Sexual lust has been my Achilles’ heel, but as long as I did not will it and instead truly despise it, I personally would not consider it a sin. Indeed, I consider myself victorious! But I still consider it to be a stain on my soul that needs to be purged.


#13

No it does not. Christ Himself exhibited anger, and He had no stain.
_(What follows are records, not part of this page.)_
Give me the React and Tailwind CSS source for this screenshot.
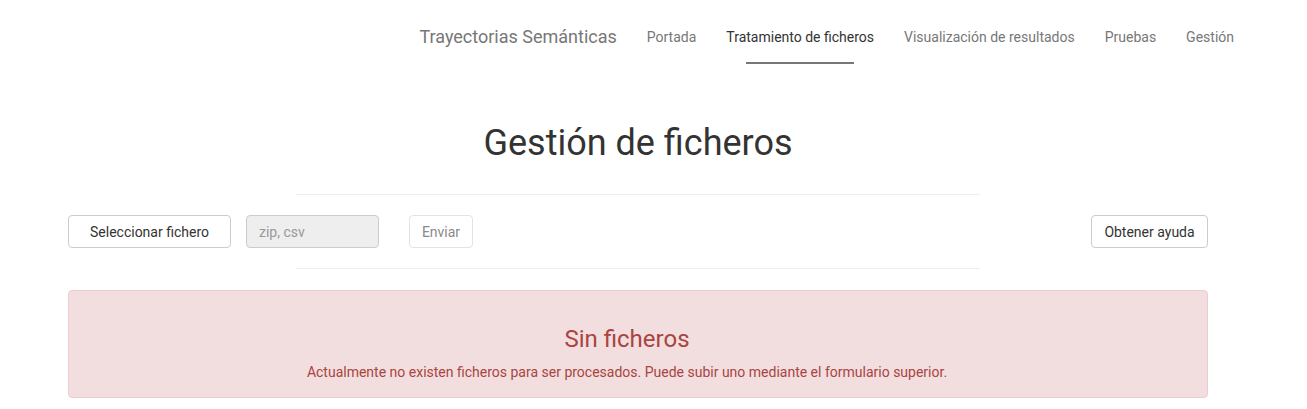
import React from "react";

const links = [
  { label: "Portada" },
  { label: "Tratamiento de ficheros", active: true },
  { label: "Visualización de resultados" },
  { label: "Pruebas" },
  { label: "Gestión" },
];

export default function App() {
  return (
    <div className="min-h-screen bg-white text-[#333] font-['Roboto','Liberation_Sans',sans-serif]">
      <header className="flex justify-end items-start pr-[73px] h-[75px]">
        <span className="pt-[27px] text-[18px] leading-[20px] text-[#777] mr-[30px]">
          Trayectorias Semánticas
        </span>
        <nav className="flex gap-[30px]">
          {links.map((l) => (
            <a key={l.label} href="#" className="flex flex-col items-center">
              <span
                className={
                  "pt-[27px] text-[14px] leading-[20px] " +
                  (l.active ? "text-[#333]" : "text-[#777]")
                }
              >
                {l.label}
              </span>
              {l.active && <span className="mt-[15px] h-[2px] w-[calc(100%-40px)] bg-[#777]" />}
            </a>
          ))}
        </nav>
      </header>

      <main className="ml-[53px] w-[1170px] px-[15px]">
        <h1 className="mt-[48px] text-center text-[36px] leading-[40px] font-normal text-[#333]">
          Gestión de ficheros
        </h1>
        <hr className="mx-auto mt-[31px] w-[60%] border-0 border-t border-[#eee]" />

        <div className="flex items-center my-[20px] text-[14px]">
          <button className="w-[163px] h-[33px] pt-px rounded-[4px] border border-[#ccc] bg-white text-[#333]">
            Seleccionar fichero
          </button>
          <input
            disabled
            placeholder="zip, csv"
            className="ml-[15px] w-[133px] h-[33px] pt-px rounded-[4px] border border-[#ccc] bg-[#eee] px-[12px] placeholder:text-[#999]"
          />
          <button className="ml-[30px] w-[64px] h-[33px] pt-px rounded-[4px] border border-[#e3e3e3] bg-white text-[#8a8a8a]">
            Enviar
          </button>
          <button className="ml-auto w-[117px] h-[33px] pt-px rounded-[4px] border border-[#ccc] bg-white text-[#333]">
            Obtener ayuda
          </button>
        </div>

        <hr className="mx-auto w-[60%] border-0 border-t border-[#eee]" />

        <div className="mt-[21px] rounded-[4px] border border-[#ebccd1] bg-[#f2dede] text-[#a94442] text-center pl-[15px] pr-[37px] pt-[35px] pb-[15px]">
          <h3 className="text-[24px] leading-[26px] font-normal mb-[10px]">Sin ficheros</h3>
          <p className="text-[14px] leading-[20px]">
            Actualmente no existen ficheros para ser procesados. Puede subir uno mediante el formulario superior.
          </p>
        </div>
      </main>
    </div>
  );
}
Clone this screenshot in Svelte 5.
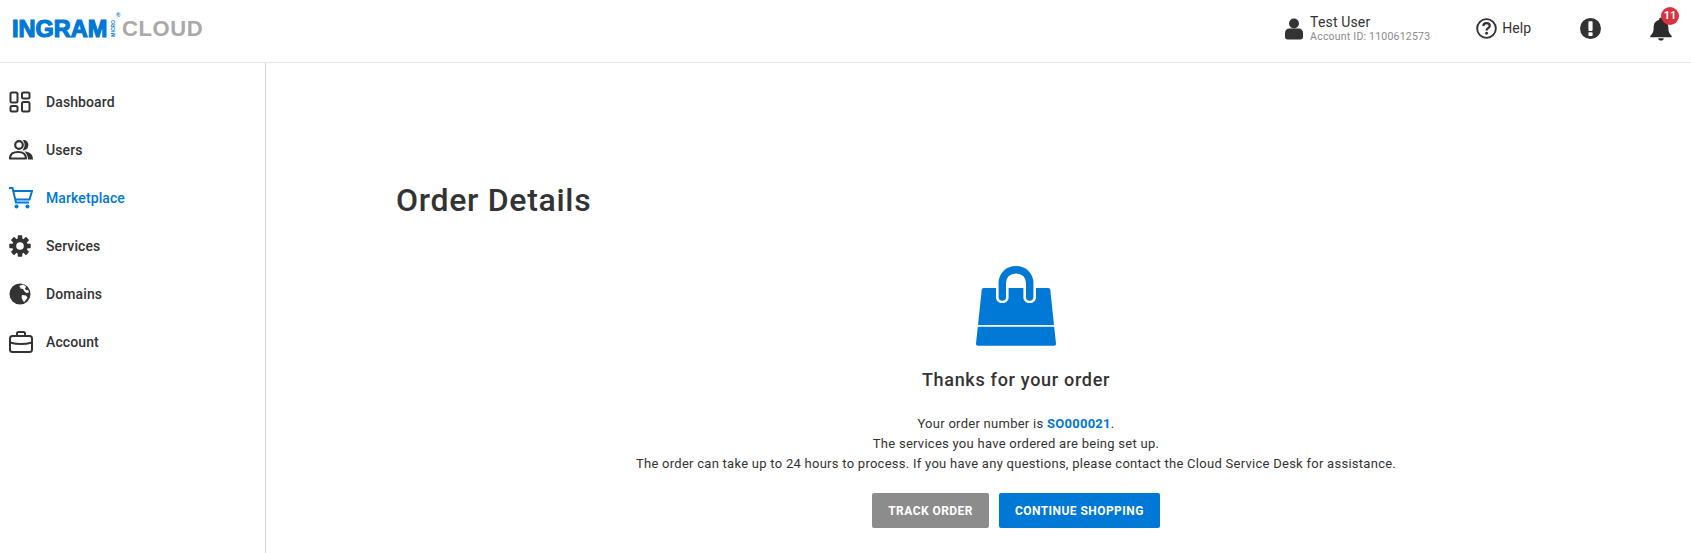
<script>
  const navItems = [
    { label: "Dashboard", icon: "dashboard" },
    { label: "Users", icon: "users" },
    { label: "Marketplace", icon: "cart", active: true },
    { label: "Services", icon: "gear" },
    { label: "Domains", icon: "globe" },
    { label: "Account", icon: "case" }
  ];

  // teeth of the services gear
  const teeth = [0, 45, 90, 135, 180, 225, 270, 315];
</script>

<div class="page">
  <header class="topbar">
    <div class="logo">
      <span class="logo-ingram">INGRAM</span>
      <span class="logo-micro">MICRO</span>
      <span class="logo-reg">®</span>
      <span class="logo-cloud">CLOUD</span>
    </div>

    <div class="user">
      <svg class="user-icon" viewBox="0 0 18 22" aria-hidden="true">
        <circle cx="9" cy="5.5" r="5" fill="#333" />
        <path d="M0 15c0-3 2-4.5 4-4.500h10c2 0 4 1.500 4 4.500v4c0 1.500-1 2.500-2.500 2.500h-13C1 21.500 0 20.500 0 19z" fill="#333" />
      </svg>
      <div class="user-text">
        <div class="user-name">Test User</div>
        <div class="user-id">Account ID: 1100612573</div>
      </div>
    </div>

    <div class="help">
      <svg viewBox="0 0 22 22" width="21" height="21" aria-hidden="true">
        <circle cx="11" cy="11" r="9.800" fill="none" stroke="#333" stroke-width="2" />
        <path d="M7.700 8.500c0-2 1.500-3.200 3.400-3.200 2 0 3.300 1.200 3.300 2.800 0 2.500-3.300 2.500-3.300 4.900" fill="none" stroke="#333" stroke-width="2.300" />
        <circle cx="11.100" cy="16" r="1.500" fill="#333" />
      </svg>
      <span>Help</span>
    </div>

    <svg class="alert" viewBox="0 0 22 22" width="21" height="21" aria-hidden="true">
      <circle cx="11" cy="11" r="11" fill="#333" />
      <rect x="8.800" y="3.500" width="4.400" height="10" rx="0.800" fill="#fff" />
      <rect x="8.800" y="15" width="4.400" height="3.800" rx="0.800" fill="#fff" />
    </svg>

    <div class="bell">
      <svg viewBox="0 0 24 26" width="22" height="25" aria-hidden="true">
        <path d="M12 1c1 0 2 .8 2 2v.800c4 .8 6 4 6 8 0 5 1.500 7 3.500 9 .5.600.2 1.700-.8 1.700H1.300c-1 0-1.300-1.100-.8-1.700 2-2 3.500-4 3.500-9 0-4 2-7.200 6-8V3c0-1.200 1-2 2-2z" fill="#2b2b2b" />
        <path d="M9 23.500h6a3 2.500 0 0 1-6 0z" fill="#2b2b2b" />
      </svg>
      <span class="badge">11</span>
    </div>
  </header>

  <div class="body">
    <nav class="sidebar">
      {#each navItems as item}
        <div class="nav-item" class:active={item.active}>
          <span class="nav-icon">
            {#if item.icon === "dashboard"}
              <svg viewBox="0 0 22 22" width="22" height="22" fill="none" stroke="currentColor" stroke-width="2">
                <rect x="1.500" y="1.500" width="7" height="10" rx="1.500" />
                <rect x="13" y="1.500" width="7.500" height="6" rx="1.500" />
                <rect x="1.500" y="15" width="7" height="5.500" rx="1.500" />
                <rect x="13" y="11" width="7.500" height="9.500" rx="1.500" />
              </svg>
            {:else if item.icon === "users"}
              <svg viewBox="0 0 24 20" width="24" height="20">
                <circle cx="10" cy="5" r="3.800" fill="none" stroke="currentColor" stroke-width="2.200" />
                <path d="M15 .6a4.500 4.500 0 0 1 0 8.800c1.600-2.500 1.600-6.200 0-8.800z" fill="currentColor" stroke="currentColor" stroke-width="1.500" />
                <path d="M1 18.500c0-4.500 3.500-6.500 8-6.500s8 2 8 6.500z" fill="none" stroke="currentColor" stroke-width="2.200" stroke-linejoin="round" />
                <path d="M15.500 11.500c4 0 8.500 2 8.500 8h-5c0-3.500-1.500-6-3.500-8z" fill="currentColor" />
              </svg>
            {:else if item.icon === "cart"}
              <svg viewBox="0 0 24 22" width="24" height="22" fill="none" stroke="currentColor" stroke-width="2">
                <path d="M0 1h3.500l3.500 14.500h13" />
                <path d="M4.500 4h18.500l-2.500 8.500H6.500" />
                <circle cx="7.500" cy="19.500" r="2" fill="currentColor" stroke="none" />
                <circle cx="18.500" cy="19.500" r="2" fill="currentColor" stroke="none" />
              </svg>
            {:else if item.icon === "gear"}
              <svg viewBox="0 0 22 22" width="22" height="22">
                {#each teeth as angle}
                  <rect x="8.700" y="0.300" width="4.600" height="5" rx="0.800" fill="currentColor" transform="rotate({angle} 11 11)" />
                {/each}
                <circle cx="11" cy="11" r="5.800" fill="none" stroke="currentColor" stroke-width="4" />
              </svg>
            {:else if item.icon === "globe"}
              <svg viewBox="0 0 22 22" width="22" height="22">
                <circle cx="11" cy="11" r="10.500" fill="currentColor" />
                <path d="M10 3l4-1.500 3 2-1 2.500 2 1.500 1-1 1 3-2.500.5-2-1.500-1.500-2.500-2.500-.5-.5-1.500zM13 12l4 .5 1.500 2-3 4.500-1.500-1-1.500-3.500z" fill="#fff" />
              </svg>
            {:else}
              <svg viewBox="0 0 24 22" width="24" height="22" fill="none" stroke="currentColor" stroke-width="2">
                <path d="M8 5V2.500c0-.8.700-1.500 1.500-1.500h5c.8 0 1.500.7 1.500 1.500V5" />
                <rect x="1" y="5" width="22" height="16" rx="2.500" />
                <path d="M1 11.500c7 2 15 2 22 0" />
              </svg>
            {/if}
          </span>
          <span class="nav-label">{item.label}</span>
        </div>
      {/each}
    </nav>

    <main class="content">
      <h1>Order Details</h1>

      <section class="confirm">
        <svg class="bag" viewBox="0 0 80 80" width="80" height="80" aria-hidden="true">
          <path d="M26.300 31V17c0-8 6-13.300 13.700-13.300S53.700 9 53.700 17v14" fill="none" stroke="#0078d6" stroke-width="7.400" stroke-linecap="round" />
          <path d="M2 59 5.700 24c.1-1.200 1-2 2-2H20v9.500c0 3.500 2.800 5.500 6.300 5.500s6.300-2 6.300-5.500V22h14.800v9.500c0 3.500 2.800 5.500 6.300 5.500s6.300-2 6.300-5.500V22h12.300c1 0 1.900.8 2 2L78 59z" fill="#0078d6" />
          <path d="M1.800 60.700h76.400L80 77.500c.1 1.300-.8 2.200-2 2.200H2c-1.200 0-2.100-.9-2-2.200z" fill="#0078d6" />
        </svg>
        <h2>Thanks for your order</h2>
        <p class="order-no">Your order number is <strong>SO000021</strong>.</p>
        <p>The services you have ordered are being set up.</p>
        <p>The order can take up to 24 hours to process. If you have any questions, please contact the Cloud Service Desk for assistance.</p>
        <div class="actions">
          <button class="track">TRACK ORDER</button>
          <button class="shop">CONTINUE SHOPPING</button>
        </div>
      </section>
    </main>
  </div>
</div>

<style>
  :global(body) {
    margin: 0;
    background: #fff;
  }
  .page {
    width: 1691px;
    height: 553px;
    overflow: hidden;
    font-family: Roboto, "Liberation Sans", sans-serif;
    color: #333;
    display: flex;
    flex-direction: column;
  }
  .topbar {
    height: 63px;
    box-sizing: border-box;
    flex: none;
    border-bottom: 1px solid #e8e8e8;
    display: flex;
    align-items: center;
    padding: 0 19px 6px 12px;
  }
  .logo {
    position: relative;
    display: flex;
    align-items: center;
    font-family: "Liberation Sans", sans-serif;
    font-weight: 700;
    margin-top: 1px;
  }
  .logo-ingram {
    color: #0078d6;
    font-size: 23.500px;
    -webkit-text-stroke: 1.200px #0078d6;
    width: 98px;
    margin-top: 2px;
  }
  .logo-micro {
    color: #0078d6;
    font-size: 5px;
    writing-mode: vertical-rl;
    transform: rotate(180deg);
    width: 6px;
  }
  .logo-reg {
    position: absolute;
    left: 104px;
    top: -2px;
    color: #0078d6;
    font-size: 6px;
  }
  .logo-cloud {
    color: #a9a9a9;
    font-size: 22px;
    letter-spacing: 0.600px;
    margin-left: 6px;
  }
  .user {
    margin-left: auto;
    display: flex;
    align-items: center;
    gap: 7px;
  }
  .user-icon {
    width: 18px;
    height: 22px;
    margin-top: 1px;
  }
  .user-text {
    margin-top: 1px;
  }
  .user-name {
    font-size: 14px;
    line-height: 16px;
    letter-spacing: 0.150px;
  }
  .user-id {
    font-size: 10.500px;
    line-height: 13px;
    letter-spacing: 0.220px;
    color: #8a8a8a;
  }
  .help {
    margin-left: 46px;
    display: flex;
    align-items: center;
    gap: 5px;
    font-size: 14px;
  }
  .alert {
    margin-left: 49px;
  }
  .bell {
    position: relative;
    margin-left: 49px;
    height: 25px;
    margin-top: 1px;
  }
  .bell svg {
    display: block;
  }
  .badge {
    position: absolute;
    left: 11px;
    top: -9px;
    width: 18px;
    height: 18px;
    border-radius: 50%;
    background: #d9333f;
    color: #fff;
    font-size: 11px;
    font-weight: 700;
    line-height: 18px;
    text-align: center;
  }
  .body {
    flex: 1;
    display: flex;
    min-height: 0;
  }
  .sidebar {
    width: 265px;
    flex: none;
    border-right: 1px solid #d4d4d4;
    padding-top: 15px;
  }
  .nav-item {
    height: 48px;
    display: flex;
    align-items: center;
    color: #333;
  }
  .nav-item.active {
    color: #0078d6;
  }
  .nav-icon {
    width: 46px;
    padding-left: 9px;
    box-sizing: border-box;
    display: flex;
    flex: none;
  }
  .nav-label {
    font-size: 14px;
    font-weight: 500;
    letter-spacing: 0.100px;
  }
  .content {
    flex: 1;
    padding: 0 130px;
    min-width: 0;
  }
  h1 {
    margin: 117px 0 0;
    font-size: 32px;
    line-height: 40px;
    font-weight: 500;
    letter-spacing: 0.700px;
  }
  .confirm {
    display: flex;
    flex-direction: column;
    align-items: center;
    width: 1240px;
    margin-top: 46px;
    font-size: 13px;
    letter-spacing: 0.270px;
  }
  .bag {
    display: block;
  }
  h2 {
    margin: 22px 0 22px;
    font-size: 18px;
    line-height: 24px;
    font-weight: 500;
    letter-spacing: 0.700px;
  }
  p {
    margin: 0;
    line-height: 20px;
  }
  strong {
    color: #0078d6;
    font-weight: 700;
  }
  .actions {
    display: flex;
    gap: 10px;
    margin-top: 19px;
  }
  button {
    height: 35px;
    border: none;
    border-radius: 2px;
    color: #fff;
    font-family: inherit;
    font-size: 12px;
    font-weight: 700;
    letter-spacing: 0.450px;
    padding: 0 16px;
  }
  .track {
    background: #8c8c8c;
  }
  .shop {
    background: #0078d6;
  }
</style>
As Aquinas noted,Anger is the response to perceived injustice. It is a good when the injustice is real ( this why God’s Anger is always good, His perception is always true, His acts always in accord with Reason). It is good when it motivates us to correct the injustice according to reason… It is a malum when it is combined with hatred, or when the injustice is untrue.


#14

Christ is God who is allowed to get angry, He was in perfect control, but for the rest of us, it’s almost always a Deadly Sin that reflects a spiritual flaw. Even in the face of injustice, although maybe not sinful, it is a flaw. It’s much better for us mortals to pray when faced with injustice than to respond with anger. It’s possible that I’m wrong here, but I firmly believe that one can become a great saint by not feeling any anger when faced with a perceived injustice (indeed, our perceptions can easily be wrong in the eyes of God). The crucifixion was an injustice, yet there is no mention of anger on anybody’s part! Maybe Peter was angry when he cut off the guard’s ear, but Christ condemned the action and expressed no anger whatsoever. Indeed, He pleaded with His Heavenly Father to forgive His persecutors!


#15

Correct.

Though often the way is not to be anger. And with us human persons - with our fallen nature - we can easily go too far even with what would be occasion for just anger.


#16

Jesus taught us about turning the other cheek and love of enemies and forgiveness and going the extra mile too…doing good …praying for persecutors …etc

And other parts of Sacred Scripture - Paul and Peter in their letters for example - give us various sayings to out into practice.